RECORDS FOR THIS EXERCISE:
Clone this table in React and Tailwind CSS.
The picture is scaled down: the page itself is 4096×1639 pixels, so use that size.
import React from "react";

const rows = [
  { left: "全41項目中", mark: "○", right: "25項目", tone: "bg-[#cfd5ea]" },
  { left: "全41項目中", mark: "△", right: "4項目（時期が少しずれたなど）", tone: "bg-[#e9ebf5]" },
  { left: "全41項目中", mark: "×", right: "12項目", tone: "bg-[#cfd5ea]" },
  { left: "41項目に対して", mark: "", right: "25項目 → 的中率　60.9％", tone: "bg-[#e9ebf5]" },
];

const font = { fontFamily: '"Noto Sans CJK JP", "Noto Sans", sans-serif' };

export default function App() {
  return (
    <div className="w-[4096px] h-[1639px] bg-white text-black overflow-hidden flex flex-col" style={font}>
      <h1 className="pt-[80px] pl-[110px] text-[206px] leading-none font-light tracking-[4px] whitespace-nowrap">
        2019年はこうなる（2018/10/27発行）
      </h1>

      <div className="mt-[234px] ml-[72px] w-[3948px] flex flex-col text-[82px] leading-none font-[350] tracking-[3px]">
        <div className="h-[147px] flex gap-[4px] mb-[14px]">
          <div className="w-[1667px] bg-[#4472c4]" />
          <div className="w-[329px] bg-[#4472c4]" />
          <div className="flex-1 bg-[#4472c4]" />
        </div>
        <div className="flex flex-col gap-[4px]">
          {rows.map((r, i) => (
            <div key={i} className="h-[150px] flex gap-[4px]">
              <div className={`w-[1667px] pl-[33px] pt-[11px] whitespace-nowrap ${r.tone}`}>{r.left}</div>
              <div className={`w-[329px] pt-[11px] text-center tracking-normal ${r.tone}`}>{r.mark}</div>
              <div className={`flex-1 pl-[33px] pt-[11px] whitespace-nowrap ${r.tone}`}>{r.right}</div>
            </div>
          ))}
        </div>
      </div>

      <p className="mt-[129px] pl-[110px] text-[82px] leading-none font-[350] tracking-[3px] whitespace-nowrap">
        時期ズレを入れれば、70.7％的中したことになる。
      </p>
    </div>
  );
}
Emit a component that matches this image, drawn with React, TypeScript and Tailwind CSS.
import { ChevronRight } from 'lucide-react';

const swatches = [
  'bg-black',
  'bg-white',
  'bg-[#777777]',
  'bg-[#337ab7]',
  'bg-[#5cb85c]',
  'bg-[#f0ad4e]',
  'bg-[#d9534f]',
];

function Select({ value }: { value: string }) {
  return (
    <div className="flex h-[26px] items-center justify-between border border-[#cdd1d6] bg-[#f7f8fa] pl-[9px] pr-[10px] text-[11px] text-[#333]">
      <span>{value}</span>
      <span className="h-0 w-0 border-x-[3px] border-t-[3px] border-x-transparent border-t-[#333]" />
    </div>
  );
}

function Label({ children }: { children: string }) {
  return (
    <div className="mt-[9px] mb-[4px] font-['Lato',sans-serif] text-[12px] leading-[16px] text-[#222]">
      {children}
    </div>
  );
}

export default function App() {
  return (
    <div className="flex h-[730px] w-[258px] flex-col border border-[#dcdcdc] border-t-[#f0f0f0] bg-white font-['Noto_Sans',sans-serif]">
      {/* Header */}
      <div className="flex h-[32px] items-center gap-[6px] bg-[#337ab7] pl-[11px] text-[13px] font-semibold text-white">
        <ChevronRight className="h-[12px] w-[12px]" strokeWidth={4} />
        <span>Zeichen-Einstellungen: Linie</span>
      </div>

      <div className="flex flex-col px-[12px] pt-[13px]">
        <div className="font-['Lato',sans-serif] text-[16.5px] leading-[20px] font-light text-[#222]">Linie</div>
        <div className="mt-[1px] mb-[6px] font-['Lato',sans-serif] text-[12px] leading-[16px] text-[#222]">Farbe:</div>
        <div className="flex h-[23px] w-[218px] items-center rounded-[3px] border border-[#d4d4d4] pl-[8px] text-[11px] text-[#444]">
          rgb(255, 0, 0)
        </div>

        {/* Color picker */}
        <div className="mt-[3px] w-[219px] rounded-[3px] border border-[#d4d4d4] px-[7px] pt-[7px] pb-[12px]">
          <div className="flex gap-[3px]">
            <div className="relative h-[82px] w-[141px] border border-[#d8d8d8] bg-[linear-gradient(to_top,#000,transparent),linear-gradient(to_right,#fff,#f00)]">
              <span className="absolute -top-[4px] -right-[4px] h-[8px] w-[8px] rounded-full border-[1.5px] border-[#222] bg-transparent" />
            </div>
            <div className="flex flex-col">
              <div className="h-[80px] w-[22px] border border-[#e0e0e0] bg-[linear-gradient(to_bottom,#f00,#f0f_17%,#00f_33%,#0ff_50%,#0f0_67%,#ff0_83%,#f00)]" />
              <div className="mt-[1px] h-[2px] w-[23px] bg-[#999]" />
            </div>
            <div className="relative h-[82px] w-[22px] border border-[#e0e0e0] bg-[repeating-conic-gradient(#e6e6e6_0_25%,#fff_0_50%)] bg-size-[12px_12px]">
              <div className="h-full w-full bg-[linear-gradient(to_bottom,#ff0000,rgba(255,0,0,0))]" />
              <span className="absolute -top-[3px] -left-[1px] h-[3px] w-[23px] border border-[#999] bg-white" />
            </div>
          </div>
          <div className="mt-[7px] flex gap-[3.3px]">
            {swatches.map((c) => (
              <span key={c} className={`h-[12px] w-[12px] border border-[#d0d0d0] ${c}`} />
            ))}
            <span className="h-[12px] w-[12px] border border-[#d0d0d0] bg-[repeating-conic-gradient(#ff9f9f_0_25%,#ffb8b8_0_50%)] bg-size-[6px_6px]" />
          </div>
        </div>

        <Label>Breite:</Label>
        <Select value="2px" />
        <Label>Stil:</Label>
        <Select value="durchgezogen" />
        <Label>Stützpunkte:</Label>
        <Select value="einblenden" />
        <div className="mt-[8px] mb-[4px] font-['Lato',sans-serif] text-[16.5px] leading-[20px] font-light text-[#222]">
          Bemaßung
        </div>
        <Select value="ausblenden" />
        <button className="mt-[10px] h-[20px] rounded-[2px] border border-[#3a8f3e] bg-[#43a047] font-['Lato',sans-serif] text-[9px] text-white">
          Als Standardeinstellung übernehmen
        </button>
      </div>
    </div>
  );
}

WHAT YOU NEED TO DO:
Copy exactly, and only, the lines from the one containing "The picture is" through the one containing "import React from".

COMPLETED TASK:
The picture is scaled down: the page itself is 4096×1639 pixels, so use that size.
import React from "react";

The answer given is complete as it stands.